Alternatively you can tag types with a phantom parameter. There was a library that proposed tagged transformers, I can’t find it on Hackage anymore.

Both solutions have the advantage of naming things explicitly instead of relying on error-prone indexes.

tomjaguarpaw · September 28, 2024, 8:16am

This problem is completely solved by Bluefin.

Void:

[in effectful] it is not fine to have two repeated effects:

bar :: (State Int :> es, State Int :> es, IOE :> es) => Eff es ()
bar = do
  n :: Int <- get
  m :: Int <- get
  liftIO $ print (n * m)

In Bluefin it is:

bar ::
  (e1 :> es, e2 :> es, e3 :> es) =>
  State Int e1 -> State Int e2 -> IOE e3 -> Eff es ()
bar s1 s2 io = do
  n <- get s1
  m <- get s2
  effIO io (print (n * m))

In fact, this is one of the reasons that Bluefin uses value level handles at all.
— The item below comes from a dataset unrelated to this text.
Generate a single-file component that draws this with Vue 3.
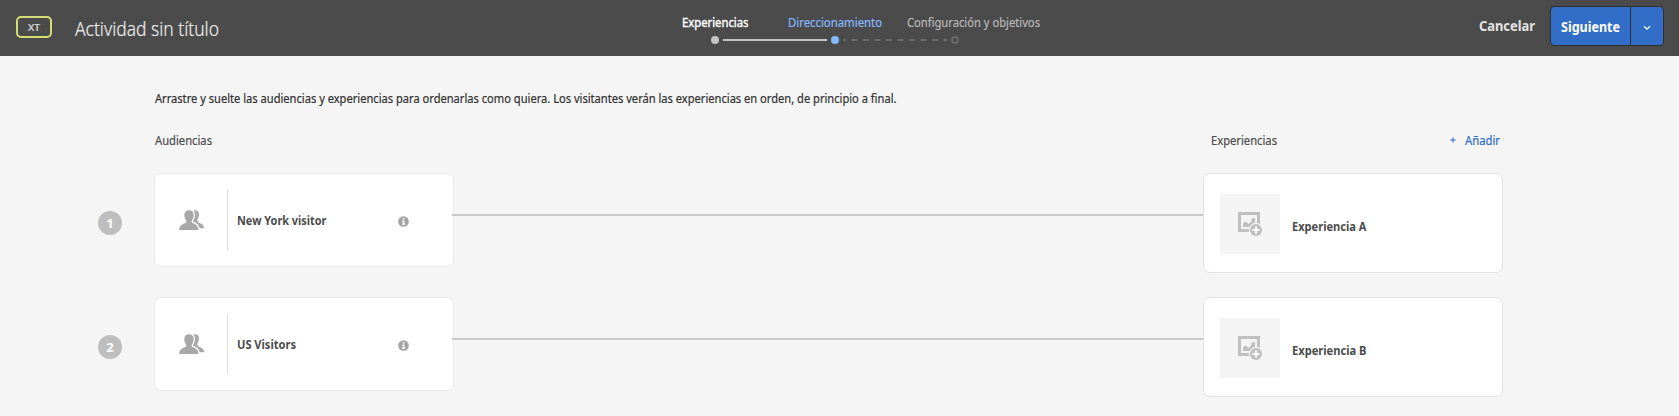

eddiemundo · September 28, 2024, 6:14pm

You can also used Effectful.Labeled in effectful.

rampion · October 3, 2024, 12:31pm

What prevents the compiler from assuming e1 ~ e2?

edit: ah, I see. handles.

Swordlash · October 5, 2024, 1:09pm

Is it, really? I usually treat StateT as a tool for introducing convenient state handling in a localised portion of code. Otherwise I usually work in abstract setting of some MonadCapabilityXXX and CapabilityXXXT transformer which is usually a newtype over ReaderT, as @lortabac mentioned. So even if I have a stack of readers, each is actually newtyped with named functionality. I’ve honestly never seen a transformer repeated in production code monadic stack.

Some languages like Python introduce named arguments to avoid ambiguity between arguments of the same type. Haskell fixes such issues with lightweight newtypes, so why not use them?

tomjaguarpaw · October 5, 2024, 2:44pm

Perhaps because they’re too cumbersome to use?

The answer from a Bluefin point of view is “lightweight newtypes are still not as lightweight as function arguments”.